The Fox in the Attic

In a recent comment Richard D North drew a comparison between my stay with an aristocratic German family in 1972 and Richard Hughes’ 1961 novel, The Fox in the Attic. I must have read it more than forty years ago and had completely forgotten it, so it was a pleasure to read it again for the first time, as it were.

RDN wrote: “it is a rare piece of sustained (but quite muscular) poetic novel writing”. I would like to add that it has a sense of heightened realism. It reads like a film with the camera moving from crowd scenes as the Munich Putsch unfolds to a close-up of a man using the wire stem of his poppy to pick his teeth; there are vertiginous rooftop scenes, sleigh rides in the snow and evocative descriptions of rural England and Wales; it evokes sounds and smells. The plot shifts between domestic scenes and political events in England and Germany after WWI. The political angle is accurate, I think, and is woven into the story without seeming clunky. It is truly an epic novel and should be better known. Some of the characters become introspective about themselves and their being; these were the only bits I struggled with.

Most importantly for a reader today, the pace is brisk and the chapters short. I mentioned RC Hutchinson’s Testament here but I have found it too slow-moving and have given up what was becoming a slog rather than a pleasure.

Half a century ago I enjoyed Dennis Wheatley’s novels about Gregory Sallust. That’s how I learned the history of WWII, but I grew to realise that when Sir Pellinore Gwaine-Cust summoned Sallust to Carlton House Terrace and opened the vintage champagne (drunk from silver tankards) I was in for a history lesson before the story got exciting again.
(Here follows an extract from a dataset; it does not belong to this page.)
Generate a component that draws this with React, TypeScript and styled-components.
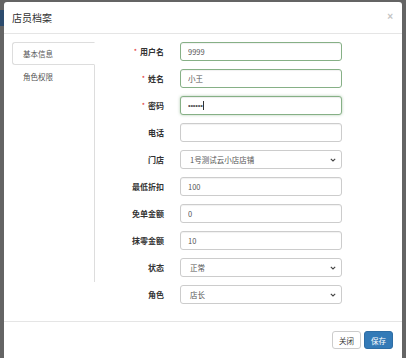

The Fox in the Attic weaves fact and fiction more subtly.

Does anyone still read Dennis Wheatley? Alan Furst is his equivalent now and a lot more readable.

One comment

  1. I must raise my hand and confess to being an unashamed Wheatley fan (as I think, suprisingly, was Anthony Powell) and remember well the frisson as dog-eared paperbacks of “To the Devil- a Daughter” were traded surreptitiously in the school playground. There is a fascinating biography of the old boy, which you might enjoy: Phil Baker’s “The Devil is a Gentleman- the Life and Times of Dennis Wheatley”, and DW’s own three autobiographies- “The Young Man Said”, “Officer & Temporary Gentleman” and “Drink and Ink” are highly entertaining and well worth reading.